WRITTEN REQUEST = Exclude the pictures and reproduce the remaining data exactly as written.
>> Begin DATASET EXTRACT
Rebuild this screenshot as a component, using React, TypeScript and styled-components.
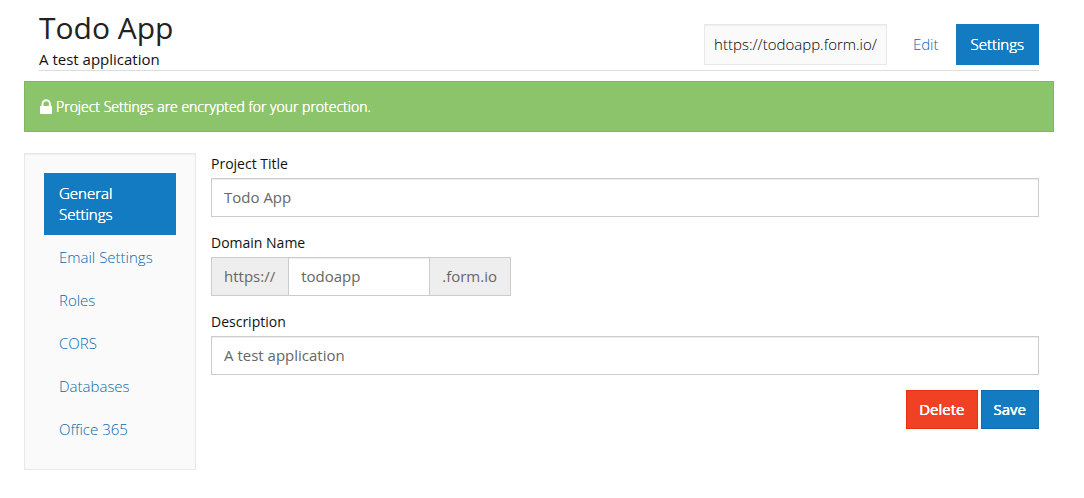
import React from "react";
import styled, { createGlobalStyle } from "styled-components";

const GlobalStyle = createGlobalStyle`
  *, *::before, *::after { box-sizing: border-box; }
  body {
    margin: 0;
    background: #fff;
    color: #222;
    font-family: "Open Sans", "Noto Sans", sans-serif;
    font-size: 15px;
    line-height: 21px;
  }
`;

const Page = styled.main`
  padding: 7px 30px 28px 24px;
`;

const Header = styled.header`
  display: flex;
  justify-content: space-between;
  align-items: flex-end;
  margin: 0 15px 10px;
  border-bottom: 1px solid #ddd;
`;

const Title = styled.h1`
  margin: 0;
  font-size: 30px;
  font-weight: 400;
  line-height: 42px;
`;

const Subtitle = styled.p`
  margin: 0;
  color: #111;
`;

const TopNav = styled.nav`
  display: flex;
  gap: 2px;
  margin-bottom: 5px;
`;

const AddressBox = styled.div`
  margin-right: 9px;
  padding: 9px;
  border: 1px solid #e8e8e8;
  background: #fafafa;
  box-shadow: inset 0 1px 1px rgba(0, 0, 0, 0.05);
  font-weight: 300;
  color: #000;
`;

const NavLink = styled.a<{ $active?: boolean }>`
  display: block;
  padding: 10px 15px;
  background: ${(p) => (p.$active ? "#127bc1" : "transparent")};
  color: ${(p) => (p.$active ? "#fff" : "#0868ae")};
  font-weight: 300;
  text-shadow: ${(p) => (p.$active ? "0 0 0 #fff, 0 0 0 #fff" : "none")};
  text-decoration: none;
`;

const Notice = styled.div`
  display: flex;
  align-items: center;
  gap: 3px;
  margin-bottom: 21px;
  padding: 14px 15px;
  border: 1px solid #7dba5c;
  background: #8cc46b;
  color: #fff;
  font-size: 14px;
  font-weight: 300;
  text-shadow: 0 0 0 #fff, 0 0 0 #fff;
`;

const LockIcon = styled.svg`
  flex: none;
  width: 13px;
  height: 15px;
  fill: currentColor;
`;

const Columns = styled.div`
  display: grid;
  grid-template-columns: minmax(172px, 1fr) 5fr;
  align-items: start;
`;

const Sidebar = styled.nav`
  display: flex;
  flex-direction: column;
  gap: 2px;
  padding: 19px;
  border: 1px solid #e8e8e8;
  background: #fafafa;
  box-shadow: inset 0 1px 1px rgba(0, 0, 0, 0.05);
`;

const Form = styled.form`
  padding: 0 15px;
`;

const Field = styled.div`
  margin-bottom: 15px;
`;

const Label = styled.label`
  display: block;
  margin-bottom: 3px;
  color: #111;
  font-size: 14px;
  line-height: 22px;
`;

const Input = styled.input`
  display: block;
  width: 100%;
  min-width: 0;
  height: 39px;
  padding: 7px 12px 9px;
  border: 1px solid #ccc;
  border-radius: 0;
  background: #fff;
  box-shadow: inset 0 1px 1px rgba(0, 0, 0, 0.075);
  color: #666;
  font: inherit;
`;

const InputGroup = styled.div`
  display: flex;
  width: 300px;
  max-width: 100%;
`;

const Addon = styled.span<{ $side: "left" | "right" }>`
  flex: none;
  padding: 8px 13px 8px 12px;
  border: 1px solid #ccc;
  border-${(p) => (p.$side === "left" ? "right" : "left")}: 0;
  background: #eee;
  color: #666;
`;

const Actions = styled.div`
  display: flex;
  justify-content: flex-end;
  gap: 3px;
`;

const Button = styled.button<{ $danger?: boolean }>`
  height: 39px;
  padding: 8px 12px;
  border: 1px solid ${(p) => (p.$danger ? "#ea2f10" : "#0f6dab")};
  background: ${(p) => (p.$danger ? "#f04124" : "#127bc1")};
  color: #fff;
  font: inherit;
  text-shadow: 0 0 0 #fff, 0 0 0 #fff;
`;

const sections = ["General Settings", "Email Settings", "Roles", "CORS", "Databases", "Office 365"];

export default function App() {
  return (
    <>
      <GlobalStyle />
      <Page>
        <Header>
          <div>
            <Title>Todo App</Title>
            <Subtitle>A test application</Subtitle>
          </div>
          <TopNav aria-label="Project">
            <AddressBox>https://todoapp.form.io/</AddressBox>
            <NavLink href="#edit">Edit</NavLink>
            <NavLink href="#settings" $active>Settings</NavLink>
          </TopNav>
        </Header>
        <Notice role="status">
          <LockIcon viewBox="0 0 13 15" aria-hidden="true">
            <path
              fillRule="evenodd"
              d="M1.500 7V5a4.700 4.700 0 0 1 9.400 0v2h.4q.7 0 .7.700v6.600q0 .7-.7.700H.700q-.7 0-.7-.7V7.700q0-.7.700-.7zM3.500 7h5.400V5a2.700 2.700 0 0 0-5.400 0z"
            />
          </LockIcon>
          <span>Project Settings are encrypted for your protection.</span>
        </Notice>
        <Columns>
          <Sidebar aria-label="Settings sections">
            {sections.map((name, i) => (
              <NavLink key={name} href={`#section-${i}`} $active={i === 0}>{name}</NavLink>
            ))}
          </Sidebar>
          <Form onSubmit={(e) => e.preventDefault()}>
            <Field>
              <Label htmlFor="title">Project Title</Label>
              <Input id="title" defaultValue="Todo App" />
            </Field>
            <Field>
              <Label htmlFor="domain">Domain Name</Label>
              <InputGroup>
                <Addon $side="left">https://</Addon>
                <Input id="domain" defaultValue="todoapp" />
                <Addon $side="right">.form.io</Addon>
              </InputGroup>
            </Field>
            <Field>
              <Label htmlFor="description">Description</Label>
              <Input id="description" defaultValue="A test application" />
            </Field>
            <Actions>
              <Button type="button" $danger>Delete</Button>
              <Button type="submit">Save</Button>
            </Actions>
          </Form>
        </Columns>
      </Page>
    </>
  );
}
>> End DATASET EXTRACT
EXERCISE RESPONSE =
Rebuild this screenshot as a component, using React, TypeScript and styled-components.
import React from "react";
import styled, { createGlobalStyle } from "styled-components";

const GlobalStyle = createGlobalStyle`
  *, *::before, *::after { box-sizing: border-box; }
  body {
    margin: 0;
    background: #fff;
    color: #222;
    font-family: "Open Sans", "Noto Sans", sans-serif;
    font-size: 15px;
    line-height: 21px;
  }
`;

const Page = styled.main`
  padding: 7px 30px 28px 24px;
`;

const Header = styled.header`
  display: flex;
  justify-content: space-between;
  align-items: flex-end;
  margin: 0 15px 10px;
  border-bottom: 1px solid #ddd;
`;

const Title = styled.h1`
  margin: 0;
  font-size: 30px;
  font-weight: 400;
  line-height: 42px;
`;

const Subtitle = styled.p`
  margin: 0;
  color: #111;
`;

const TopNav = styled.nav`
  display: flex;
  gap: 2px;
  margin-bottom: 5px;
`;

const AddressBox = styled.div`
  margin-right: 9px;
  padding: 9px;
  border: 1px solid #e8e8e8;
  background: #fafafa;
  box-shadow: inset 0 1px 1px rgba(0, 0, 0, 0.05);
  font-weight: 300;
  color: #000;
`;

const NavLink = styled.a<{ $active?: boolean }>`
  display: block;
  padding: 10px 15px;
  background: ${(p) => (p.$active ? "#127bc1" : "transparent")};
  color: ${(p) => (p.$active ? "#fff" : "#0868ae")};
  font-weight: 300;
  text-shadow: ${(p) => (p.$active ? "0 0 0 #fff, 0 0 0 #fff" : "none")};
  text-decoration: none;
`;

const Notice = styled.div`
  display: flex;
  align-items: center;
  gap: 3px;
  margin-bottom: 21px;
  padding: 14px 15px;
  border: 1px solid #7dba5c;
  background: #8cc46b;
  color: #fff;
  font-size: 14px;
  font-weight: 300;
  text-shadow: 0 0 0 #fff, 0 0 0 #fff;
`;

const LockIcon = styled.svg`
  flex: none;
  width: 13px;
  height: 15px;
  fill: currentColor;
`;

const Columns = styled.div`
  display: grid;
  grid-template-columns: minmax(172px, 1fr) 5fr;
  align-items: start;
`;

const Sidebar = styled.nav`
  display: flex;
  flex-direction: column;
  gap: 2px;
  padding: 19px;
  border: 1px solid #e8e8e8;
  background: #fafafa;
  box-shadow: inset 0 1px 1px rgba(0, 0, 0, 0.05);
`;

const Form = styled.form`
  padding: 0 15px;
`;

const Field = styled.div`
  margin-bottom: 15px;
`;

const Label = styled.label`
  display: block;
  margin-bottom: 3px;
  color: #111;
  font-size: 14px;
  line-height: 22px;
`;

const Input = styled.input`
  display: block;
  width: 100%;
  min-width: 0;
  height: 39px;
  padding: 7px 12px 9px;
  border: 1px solid #ccc;
  border-radius: 0;
  background: #fff;
  box-shadow: inset 0 1px 1px rgba(0, 0, 0, 0.075);
  color: #666;
  font: inherit;
`;

const InputGroup = styled.div`
  display: flex;
  width: 300px;
  max-width: 100%;
`;

const Addon = styled.span<{ $side: "left" | "right" }>`
  flex: none;
  padding: 8px 13px 8px 12px;
  border: 1px solid #ccc;
  border-${(p) => (p.$side === "left" ? "right" : "left")}: 0;
  background: #eee;
  color: #666;
`;

const Actions = styled.div`
  display: flex;
  justify-content: flex-end;
  gap: 3px;
`;

const Button = styled.button<{ $danger?: boolean }>`
  height: 39px;
  padding: 8px 12px;
  border: 1px solid ${(p) => (p.$danger ? "#ea2f10" : "#0f6dab")};
  background: ${(p) => (p.$danger ? "#f04124" : "#127bc1")};
  color: #fff;
  font: inherit;
  text-shadow: 0 0 0 #fff, 0 0 0 #fff;
`;

const sections = ["General Settings", "Email Settings", "Roles", "CORS", "Databases", "Office 365"];

export default function App() {
  return (
    <>
      <GlobalStyle />
      <Page>
        <Header>
          <div>
            <Title>Todo App</Title>
            <Subtitle>A test application</Subtitle>
          </div>
          <TopNav aria-label="Project">
            <AddressBox>https://todoapp.form.io/</AddressBox>
            <NavLink href="#edit">Edit</NavLink>
            <NavLink href="#settings" $active>Settings</NavLink>
          </TopNav>
        </Header>
        <Notice role="status">
          <LockIcon viewBox="0 0 13 15" aria-hidden="true">
            <path
              fillRule="evenodd"
              d="M1.500 7V5a4.700 4.700 0 0 1 9.400 0v2h.4q.7 0 .7.700v6.600q0 .7-.7.700H.700q-.7 0-.7-.7V7.700q0-.7.700-.7zM3.500 7h5.400V5a2.700 2.700 0 0 0-5.400 0z"
            />
          </LockIcon>
          <span>Project Settings are encrypted for your protection.</span>
        </Notice>
        <Columns>
          <Sidebar aria-label="Settings sections">
            {sections.map((name, i) => (
              <NavLink key={name} href={`#section-${i}`} $active={i === 0}>{name}</NavLink>
            ))}
          </Sidebar>
          <Form onSubmit={(e) => e.preventDefault()}>
            <Field>
              <Label htmlFor="title">Project Title</Label>
              <Input id="title" defaultValue="Todo App" />
            </Field>
            <Field>
              <Label htmlFor="domain">Domain Name</Label>
              <InputGroup>
                <Addon $side="left">https://</Addon>
                <Input id="domain" defaultValue="todoapp" />
                <Addon $side="right">.form.io</Addon>
              </InputGroup>
            </Field>
            <Field>
              <Label htmlFor="description">Description</Label>
              <Input id="description" defaultValue="A test application" />
            </Field>
            <Actions>
              <Button type="button" $danger>Delete</Button>
              <Button type="submit">Save</Button>
            </Actions>
          </Form>
        </Columns>
      </Page>
    </>
  );
}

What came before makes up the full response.